Last April two senators, Republican Revolution holdout Tom Coburn (R-Okla.) and Democratic wunderkind Barack Obama (D-Ill.), introduced the Federal Funding Accountability and Transparency Act. The bill creates a publicly accessible database of congressional spending on about $1 trillion worth of earmarks, grants, contracts, and loans. It's pork on parade, conveniently indexed and made available with a "Google-like search engine."
Things were chugging along fine, with a nice list of co-sponsors including Hillary Clinton (D-N.Y.) and John McCain (R-Ariz.), when someone put a "secret hold" on the bill, stopping it dead. The secret hold, also known as a procedural hold, is a senatorial courtesy members can use to anonymously stall a bill they'd rather not see come to the floor.
It took a coalition of intrepid citizen-journalists to discover the source of the hold-up, but the culprit, smoked out by bloggers, surprised no one: Sen. Ted Stevens, the Alaska Republican most famous for his Bridge to Nowhere, constructed out of $233 million in federal funds.

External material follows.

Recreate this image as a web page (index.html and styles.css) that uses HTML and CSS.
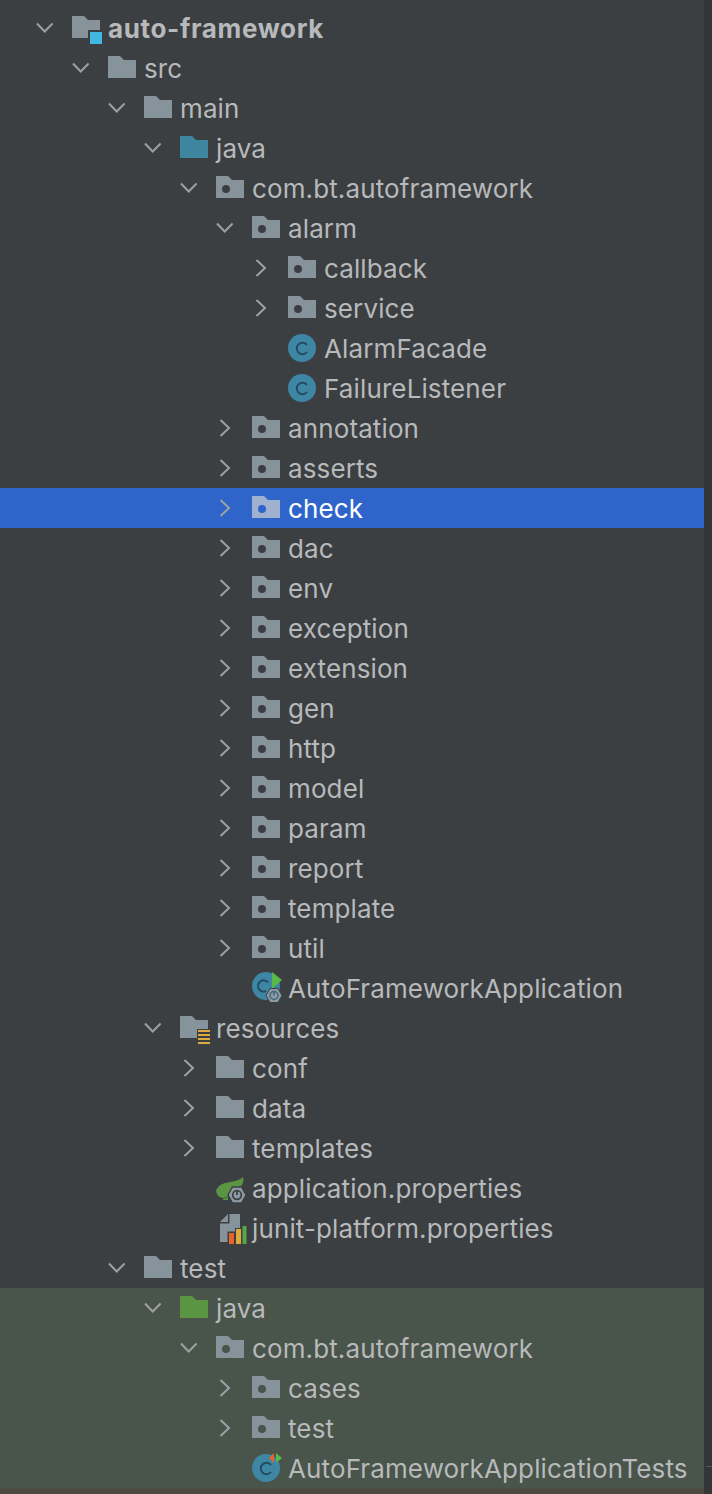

Despite Stevens' efforts, the bill became law in September. When finally called out on his use of the secret hold, Stevens said he was worried about possible bureaucratic snafus in implementation and wanted to wait for a cost-benefit analysis. That's an odd explanation, given that the Congressional Budget Office released such an analysis in early August. Others might see a different reason for Stevens' obstruction: Since 1999 Alaska's congressional delegation has brought home more than $3 billion in federal earmarks. The state has ranked No. 1 in pork per capita since Citizens Against Government Waste began calculating the statistic in 2000, sucking up $489.87 in pork per resident in 2006.